Beijing releases another plan to shore up the private sector

Business & Technology

Last week, Beijing released a plan to incentivize entrepreneurs and companies. Today, China’s top economic planning body announced another scheme to encourage private investment in a variety of projects, including public infrastructure.

Illustration by Alex Santafé for The China Project

The National Development and Reform Commission (NDRC), China’s state planner, held a press conference (in Chinese) today to spur private investment in some infrastructure sectors and pledged support for private projects.

The NDRC has compiled a list of more than 2,900 projects from local governments worth a total of about 3.2 trillion yuan ($445 billion) available to private investors, Luō Guósān 罗国三, the director of the Fixed Assets Investment Department at the NDRC, told reporters. The NDRC also pledged to improve funding support for the projects.

“The significance of improving private investment should be fully recognized,” and the NDRC aims to keep the share of private investment at a “reasonable level,” Luo said.

The NDRC has also discussed 71 infrastructure real estate investment trust (REITs) projects this year with the China Securities Regulatory Commission (CSRC), the Shanghai and Shenzhen Stock Exchanges, and industry experts, including 19 from the private enterprise projects involving shopping malls, photovoltaic wind power, big data centers, and more. “Infrastructure REITs are an important way to revitalize stock assets,” Hán Zhìfēng 韩志峰, another official of the NDRC, said.

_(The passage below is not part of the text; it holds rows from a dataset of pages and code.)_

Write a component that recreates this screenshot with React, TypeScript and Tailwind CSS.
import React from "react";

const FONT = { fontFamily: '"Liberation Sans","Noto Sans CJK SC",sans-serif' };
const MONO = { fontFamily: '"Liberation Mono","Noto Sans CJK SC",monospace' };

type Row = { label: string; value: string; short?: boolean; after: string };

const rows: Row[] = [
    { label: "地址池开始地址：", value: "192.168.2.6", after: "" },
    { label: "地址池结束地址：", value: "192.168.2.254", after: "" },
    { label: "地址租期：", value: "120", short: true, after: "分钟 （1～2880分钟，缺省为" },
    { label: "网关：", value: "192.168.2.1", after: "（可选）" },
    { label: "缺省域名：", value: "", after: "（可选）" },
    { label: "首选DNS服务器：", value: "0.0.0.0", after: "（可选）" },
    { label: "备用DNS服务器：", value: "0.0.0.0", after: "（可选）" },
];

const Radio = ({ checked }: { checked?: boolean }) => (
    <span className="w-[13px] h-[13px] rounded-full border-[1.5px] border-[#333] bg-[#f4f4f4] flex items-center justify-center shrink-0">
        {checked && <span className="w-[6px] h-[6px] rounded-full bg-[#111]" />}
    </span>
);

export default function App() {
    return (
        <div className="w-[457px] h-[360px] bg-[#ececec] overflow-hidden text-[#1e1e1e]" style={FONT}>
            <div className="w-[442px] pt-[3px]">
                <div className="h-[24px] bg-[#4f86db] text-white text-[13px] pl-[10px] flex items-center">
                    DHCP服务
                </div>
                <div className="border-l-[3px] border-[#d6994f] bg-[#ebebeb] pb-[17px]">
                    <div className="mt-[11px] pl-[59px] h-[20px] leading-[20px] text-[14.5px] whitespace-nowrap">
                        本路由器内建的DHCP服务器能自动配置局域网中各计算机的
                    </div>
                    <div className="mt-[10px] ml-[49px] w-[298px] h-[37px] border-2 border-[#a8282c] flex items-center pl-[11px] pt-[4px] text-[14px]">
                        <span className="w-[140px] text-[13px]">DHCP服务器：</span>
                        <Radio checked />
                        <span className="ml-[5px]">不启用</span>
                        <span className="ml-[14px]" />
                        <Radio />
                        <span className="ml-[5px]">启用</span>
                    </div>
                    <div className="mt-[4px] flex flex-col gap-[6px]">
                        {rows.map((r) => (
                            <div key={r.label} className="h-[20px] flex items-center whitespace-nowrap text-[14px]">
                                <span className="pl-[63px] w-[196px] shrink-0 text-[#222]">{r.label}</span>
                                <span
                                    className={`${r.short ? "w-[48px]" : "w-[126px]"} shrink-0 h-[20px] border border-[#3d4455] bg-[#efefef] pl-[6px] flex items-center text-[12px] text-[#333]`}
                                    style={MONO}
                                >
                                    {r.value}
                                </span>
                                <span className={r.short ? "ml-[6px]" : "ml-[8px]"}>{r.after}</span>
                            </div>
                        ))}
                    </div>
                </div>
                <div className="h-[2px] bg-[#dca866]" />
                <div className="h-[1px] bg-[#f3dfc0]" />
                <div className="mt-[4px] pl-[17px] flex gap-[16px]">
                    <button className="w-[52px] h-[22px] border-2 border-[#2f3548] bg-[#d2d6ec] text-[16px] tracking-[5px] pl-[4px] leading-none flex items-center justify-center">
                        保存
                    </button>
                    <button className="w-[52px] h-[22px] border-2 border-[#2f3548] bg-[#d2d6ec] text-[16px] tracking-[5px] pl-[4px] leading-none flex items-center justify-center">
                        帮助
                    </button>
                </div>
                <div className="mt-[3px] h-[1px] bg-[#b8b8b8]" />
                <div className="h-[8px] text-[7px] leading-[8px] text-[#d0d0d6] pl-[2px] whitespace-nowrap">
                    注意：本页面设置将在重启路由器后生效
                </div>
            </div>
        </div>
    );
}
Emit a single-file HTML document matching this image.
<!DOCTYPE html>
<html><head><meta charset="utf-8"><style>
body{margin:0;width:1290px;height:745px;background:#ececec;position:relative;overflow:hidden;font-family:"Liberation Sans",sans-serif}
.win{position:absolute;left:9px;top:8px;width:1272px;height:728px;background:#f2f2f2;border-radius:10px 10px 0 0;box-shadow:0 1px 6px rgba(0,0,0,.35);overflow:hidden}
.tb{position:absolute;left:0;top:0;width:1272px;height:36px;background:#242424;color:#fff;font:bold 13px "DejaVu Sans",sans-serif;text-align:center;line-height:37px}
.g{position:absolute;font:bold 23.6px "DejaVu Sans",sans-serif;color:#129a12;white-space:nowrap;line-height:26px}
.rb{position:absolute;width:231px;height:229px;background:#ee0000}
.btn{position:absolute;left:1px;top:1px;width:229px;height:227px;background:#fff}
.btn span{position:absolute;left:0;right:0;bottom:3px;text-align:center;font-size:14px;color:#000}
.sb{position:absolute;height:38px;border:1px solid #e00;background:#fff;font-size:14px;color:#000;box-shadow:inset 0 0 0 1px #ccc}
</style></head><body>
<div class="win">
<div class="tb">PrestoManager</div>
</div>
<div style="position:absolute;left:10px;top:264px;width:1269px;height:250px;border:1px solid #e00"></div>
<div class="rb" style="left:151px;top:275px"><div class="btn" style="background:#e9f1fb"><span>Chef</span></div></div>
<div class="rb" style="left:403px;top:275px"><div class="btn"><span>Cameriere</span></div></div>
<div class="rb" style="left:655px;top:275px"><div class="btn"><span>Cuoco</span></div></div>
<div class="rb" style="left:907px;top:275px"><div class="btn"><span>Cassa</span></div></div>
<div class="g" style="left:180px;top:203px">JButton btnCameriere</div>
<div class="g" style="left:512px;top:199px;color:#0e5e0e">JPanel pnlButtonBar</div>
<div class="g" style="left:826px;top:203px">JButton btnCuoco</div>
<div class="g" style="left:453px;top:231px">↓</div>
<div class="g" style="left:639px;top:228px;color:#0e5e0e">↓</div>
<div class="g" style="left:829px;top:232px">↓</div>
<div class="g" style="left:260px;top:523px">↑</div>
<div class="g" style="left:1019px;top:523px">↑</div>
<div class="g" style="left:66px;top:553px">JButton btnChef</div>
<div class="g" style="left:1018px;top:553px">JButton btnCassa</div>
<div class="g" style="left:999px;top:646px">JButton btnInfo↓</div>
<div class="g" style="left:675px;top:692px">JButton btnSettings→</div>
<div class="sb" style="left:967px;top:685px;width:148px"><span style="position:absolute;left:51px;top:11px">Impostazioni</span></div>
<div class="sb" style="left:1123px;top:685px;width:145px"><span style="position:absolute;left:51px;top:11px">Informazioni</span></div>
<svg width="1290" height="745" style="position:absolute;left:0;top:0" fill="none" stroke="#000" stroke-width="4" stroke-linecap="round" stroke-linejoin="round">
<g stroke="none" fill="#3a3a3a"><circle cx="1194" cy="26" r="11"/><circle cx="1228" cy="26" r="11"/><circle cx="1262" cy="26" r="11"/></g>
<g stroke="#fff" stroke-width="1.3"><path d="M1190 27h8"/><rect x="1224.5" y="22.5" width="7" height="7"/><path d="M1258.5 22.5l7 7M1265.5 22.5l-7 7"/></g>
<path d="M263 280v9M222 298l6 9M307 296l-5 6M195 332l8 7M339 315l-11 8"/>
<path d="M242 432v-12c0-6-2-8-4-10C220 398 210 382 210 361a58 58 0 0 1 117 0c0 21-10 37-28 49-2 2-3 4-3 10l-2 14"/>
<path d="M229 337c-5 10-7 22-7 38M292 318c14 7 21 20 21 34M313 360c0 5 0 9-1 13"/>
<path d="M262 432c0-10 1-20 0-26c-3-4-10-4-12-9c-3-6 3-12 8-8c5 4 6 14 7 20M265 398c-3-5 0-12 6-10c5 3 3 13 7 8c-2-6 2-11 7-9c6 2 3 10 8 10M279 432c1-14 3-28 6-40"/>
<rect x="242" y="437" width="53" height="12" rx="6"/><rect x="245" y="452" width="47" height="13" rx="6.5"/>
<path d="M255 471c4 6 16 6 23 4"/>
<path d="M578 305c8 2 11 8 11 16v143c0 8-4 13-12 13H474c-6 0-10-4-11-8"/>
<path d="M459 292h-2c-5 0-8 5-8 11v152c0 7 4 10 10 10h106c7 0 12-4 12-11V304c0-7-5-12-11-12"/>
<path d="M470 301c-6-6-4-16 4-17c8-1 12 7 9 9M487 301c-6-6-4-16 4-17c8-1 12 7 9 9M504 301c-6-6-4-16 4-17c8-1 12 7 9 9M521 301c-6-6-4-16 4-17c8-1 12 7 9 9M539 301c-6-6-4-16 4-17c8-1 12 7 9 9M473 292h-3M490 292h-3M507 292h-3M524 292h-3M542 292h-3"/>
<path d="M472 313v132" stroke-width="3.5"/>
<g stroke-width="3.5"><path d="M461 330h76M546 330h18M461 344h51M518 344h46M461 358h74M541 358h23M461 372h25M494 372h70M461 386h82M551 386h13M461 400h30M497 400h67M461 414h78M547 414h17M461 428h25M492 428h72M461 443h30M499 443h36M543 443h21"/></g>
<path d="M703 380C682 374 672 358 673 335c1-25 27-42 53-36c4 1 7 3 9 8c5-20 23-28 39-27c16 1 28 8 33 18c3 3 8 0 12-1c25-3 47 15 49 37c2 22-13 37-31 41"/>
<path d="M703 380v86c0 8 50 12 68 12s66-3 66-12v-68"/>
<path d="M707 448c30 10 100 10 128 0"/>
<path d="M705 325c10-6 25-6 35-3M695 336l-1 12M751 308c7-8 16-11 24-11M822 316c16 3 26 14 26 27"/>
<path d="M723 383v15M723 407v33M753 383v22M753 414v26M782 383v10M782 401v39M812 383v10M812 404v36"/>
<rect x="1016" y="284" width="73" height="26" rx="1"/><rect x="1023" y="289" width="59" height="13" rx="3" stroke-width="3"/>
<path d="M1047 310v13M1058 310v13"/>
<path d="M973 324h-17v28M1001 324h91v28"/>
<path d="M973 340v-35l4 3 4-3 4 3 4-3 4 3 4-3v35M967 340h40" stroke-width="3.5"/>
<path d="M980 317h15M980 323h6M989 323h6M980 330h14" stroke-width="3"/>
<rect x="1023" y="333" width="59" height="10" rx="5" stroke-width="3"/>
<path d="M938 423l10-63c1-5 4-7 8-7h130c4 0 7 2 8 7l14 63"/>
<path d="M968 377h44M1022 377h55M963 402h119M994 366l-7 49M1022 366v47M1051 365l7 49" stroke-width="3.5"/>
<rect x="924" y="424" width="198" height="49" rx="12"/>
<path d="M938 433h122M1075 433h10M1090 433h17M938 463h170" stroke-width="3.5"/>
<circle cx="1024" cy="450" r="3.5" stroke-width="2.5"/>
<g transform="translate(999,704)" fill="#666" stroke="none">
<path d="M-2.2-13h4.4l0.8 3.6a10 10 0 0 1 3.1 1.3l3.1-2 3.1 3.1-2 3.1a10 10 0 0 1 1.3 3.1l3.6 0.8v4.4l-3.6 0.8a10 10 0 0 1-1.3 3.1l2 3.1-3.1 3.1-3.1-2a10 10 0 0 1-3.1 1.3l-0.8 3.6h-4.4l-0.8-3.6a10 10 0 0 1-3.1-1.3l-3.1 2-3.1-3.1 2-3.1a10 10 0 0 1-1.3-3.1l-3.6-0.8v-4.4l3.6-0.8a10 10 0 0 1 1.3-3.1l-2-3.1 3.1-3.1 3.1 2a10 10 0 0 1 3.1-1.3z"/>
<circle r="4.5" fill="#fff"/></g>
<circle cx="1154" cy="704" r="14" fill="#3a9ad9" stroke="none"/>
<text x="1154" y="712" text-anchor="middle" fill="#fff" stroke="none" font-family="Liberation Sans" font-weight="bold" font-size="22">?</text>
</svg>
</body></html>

A special fund from the central government budget will also be set up by the NDRC to give support each year for 20 cities with high private investment growth and strong policies, the statement said per Reuters.

The latest announcement comes as part of China’s concerted push to shore up the private sector after the Communist Party and the State Council last week released a 31-point plan (in Chinese) to help improve the business environment and remove systemic discrimination against private companies. According to data released last week by China’s National Bureau of Statistics (NBS), fixed-asset investment in the private sector shrank by 0.2% year-on-year in the first half of 2023, compared with a 0.1% decline in the first five months of the year, signaling weak confidence in the private sector.

On July 21, vice chair of the CSRC Fāng Xīnghǎi 方星海 held a rare press conference attended by more than 30 global venture capital and private equity executives to address their concerns about investing in China. Among those present were Neil Shen (沈南鵬 Shěn Nánpéng), the founder of HongShan — formerly known as Sequoia Capital China — and other executives from KKR, Blackstone, Carlyle, and Warburg Pincus.

That same day, China’s Ministry of Commerce (MOFCOM) held a roundtable discussion with more than 30 representatives from foreign companies, as well as the American Chamber of Commerce and its counterparts from the EU, Japan, and South Korea.

Not everyone is convinced by the new government campaigns to encourage private business. On the weekend, New York Times columnist Li Yuan wrote that Beijing is offering “love, but Chinese entrepreneurs aren’t buying it,” and quoted a social media post from Tsinghua University sociologist Sūn Lìpíng 孙立平: “Why are many people cutting their spending on clothes and food? Why are ambitious entrepreneurs reluctant to make long-term plans and investments? It’s because they feel uneasy.”